What the experts say: The FitFlops and, of course, the MicroWobbleboard, actually do provide some great fitness benefits, says msnbc.com fitness contributor Jay Blahnik, a Laguna Beach, Calif.-based fitness trainer who has worked with celebrities, including Jane Fonda. It just doesn’t provide benefits anyone really wants. The wobbleboard makes walking a little harder for your feet, which normally don’t have to work very hard during workouts, when they’re stuffed in cushy athletic shoes, Blahnik says.

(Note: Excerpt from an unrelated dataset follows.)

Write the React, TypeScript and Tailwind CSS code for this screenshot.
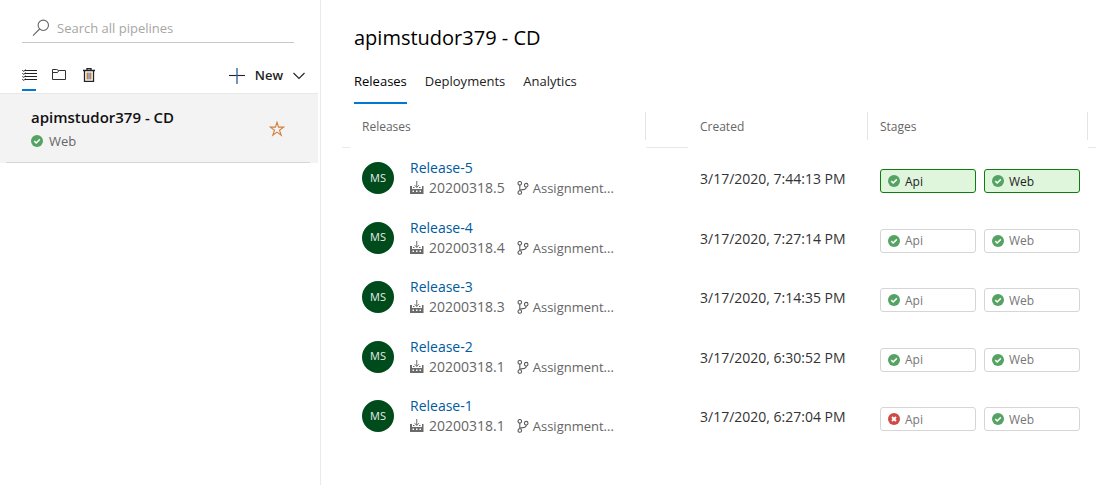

“The concept of strengthening your feet – that’s a great concept, but it’s not going to lead you to smaller thighs or a smaller butt,” Blahnik says. He thinks the FitFlops might also help improve your posture and balance, which aren’t often at the top of my reasons to hit the gym.
Gina Lombardi, a personal trainer and the host of FIT TV’s “Fit Nation,”compares the wobbleboard embedded in the shoe to a super small version of a stability ball or a Bosu, and she agrees with Blahnik – the benefits are real, but a bit overblown.
“That wobbleboard in there is making it unstable for the foot, so the foot does have to work a little harder, and it does kind of project on up the legs, and your quads and your glutes have to work a little harder – but it’s still such a miniscule movement,” Lombardi says. “It’s hard for me to believe that it’s significant enough for it to ever replace a workout.”
Bottom line: Wearing FitFlops will strengthen your feet and improve your posture and balance – but honestly, who cares about that? Most of us are interested in the FitFlops’ promises of trimming and toning your backside, which the sandals only do on a very small scale. You will, however, be inadvertently training to racewalk at the Olympics with these guys.